Sancho IV of Navarre
Sancho IV Garcés (1039/40 – 4 June 1076),[1] called Sancho of Peñalén (Spanish: el de Peñalén) or Sancho the Noble (Spanish: el Noble), was the King of Navarre from 1054 to 1076.
Sancho was the eldest son and heir of García Sánchez III and his wife Estefanía. García was killed at the Battle of Atapuerca on 1 September 1054 during a war with the Kingdom of León. Sancho, who was then fourteen years of age, was proclaimed king by the army in the camp by the field of battle with the consent of the king of León, Ferdinand I, also his uncle.[2] Sancho's mother served as his regent until her death on 25 May 1058. Remaining faithful to her husband's policies, she continued to support the monastery of Santa María la Real of Nájera.
Soon after Sancho's accession, many lords in the west of the kingdom went over to the Leonese. Only Íñigo López, lord of Biscay, and Sancho Fortúnez, lord of Pancorbo, remained loyal. On 29 December 1062, Sancho and Ferdinand signed a treaty defining their shared border. Ferdinand was recognised as king of all Castile and Sancho's authority was recognised in the Rioja, Álava, Biscay, and implicitly Guipúzcoa.[3]

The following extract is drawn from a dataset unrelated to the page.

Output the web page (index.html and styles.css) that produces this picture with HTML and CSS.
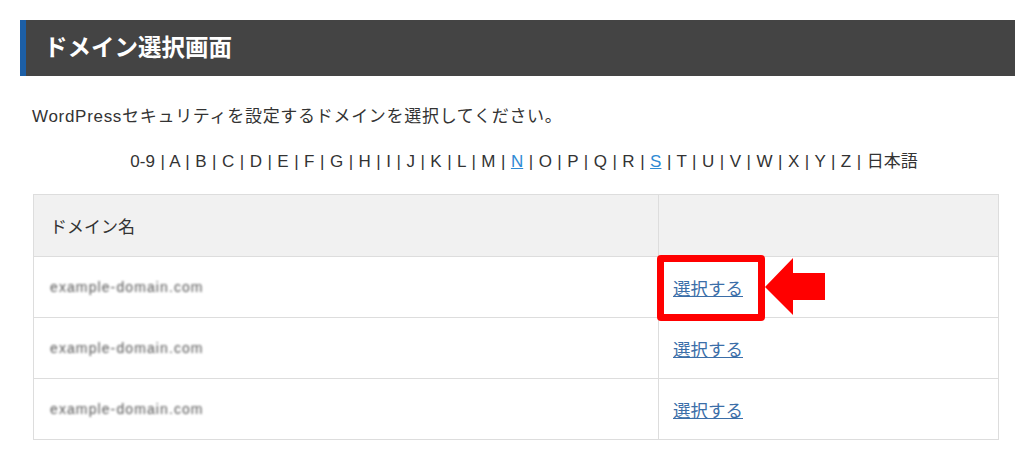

As king, Sancho received support from his other uncle, Kin Ramiro I of Aragon. Out of gratitude for "his friendship, his fidelity, his help and his council", Sancho gave Ramiro possession of Lerda, Undués and the castle of Sangüesa. These places were probably to be held as fiefs or in a similar arrangement. Beginning in 1060, Sancho put pressure on al-Muqtadir, king of Zaragoza, and exacted from him annual payments of tribute, parias.[3]
From 1065, he was in conflict with Castile, raised to a kingdom for Ferdinand's son Sancho the Strong. This culminated in the so-called War of the Three Sanchos (1067–1068). Years before, Sancho's father had managed to retain a series of frontier lands, including Bureba and Alta Rioja, which had been claimed by Ferdinand. Sancho the Strong sought to reconquer these lands for his kingdom. Faced with an invasion by his cousin the Castilian Sancho, The Navarrese Sancho asked for aid from his other cousin, Sancho of Aragón. But their forces were defeated by Sancho the Strong and his trusted alférez (supreme commander) El Cid, Sancho lost Bureba, Alta Rioja, and Álava to Sancho of Castile.
He was assassinated in Peñalén, whence his nickname, by a conspiracy headed by his brother Ramón Garcés (el Fratricida, the Fratricide) and his sister Ermesinda of Navarre. During a scheduled hunt, Sancho was forced from a cliff by his siblings. Upon his assassination, Navarre was invaded and ultimately partitioned between Sancho of Aragon and a third cousin, Alfonso VI of León and Castile. Alfonso occupied La Rioja and Sancho was proclaimed king in Pamplona.
Family
Sancho was married in 1068 to a Frenchwoman, Placencia,[4] and they had two sons, both named García:[5]
- García
- García Sánchez, who died in Toledo after 1092 and who was displaced by Sancho I of Aragón with the support of the Navarrese nobility who did not want to have a child-king.
With a slave named Ximena,[6] he fathered two children:
- Raimundo Sánchez, lord of Esquiroz
- Urraca Sánchez[7]
Notes
- ↑ Sancho IV, Encyclopedia Britannica.
- ↑ Narbaitz 2007, pp. 153–55.
- 1 2 Narbaitz 2007, pp. 153–.
- ↑ Reilly 1995, p. 71.
- ↑ It was a common practice in Navarre at that time to have more than one child with the same name. In 1092, at the Monastery of Valvanera, Garsea et alter Garsea, germani, filii Sanchii regis Nagerensis confirmed a charter.
- ↑ On 18 July 1071, in the documentation of the Cathedral of Pamplona, Sancho donated Esquiroz to his slave Jimena and their son Raimundo.
- ↑ In 1072, in a charter in the Monastery of Leyre, king Sancho entrusts the education of his daughter Urraca to the abbot of Larrasoaña, donating some property in the valley of Sardaraig.
Sources
- "Sancho IV (king of Navarre)". Encyclopedia Britannica Online. 2010. Retrieved 2010-03-25.
- Martín Duque, Ángel J. (2002). "Vasconia en la Alta Edad Media: Somera aproximación histórica". Príncipe de Viana. 63 (227): 871–908.
- Narbaitz, Pierre (2007). Navarra o cuando los vascos tenían reyes. Editorial Txalaparta.
- Reilly, Bernard F. (1995). The Contest of Christian and Muslim Spain 1031–1157. Blackwell Publishing.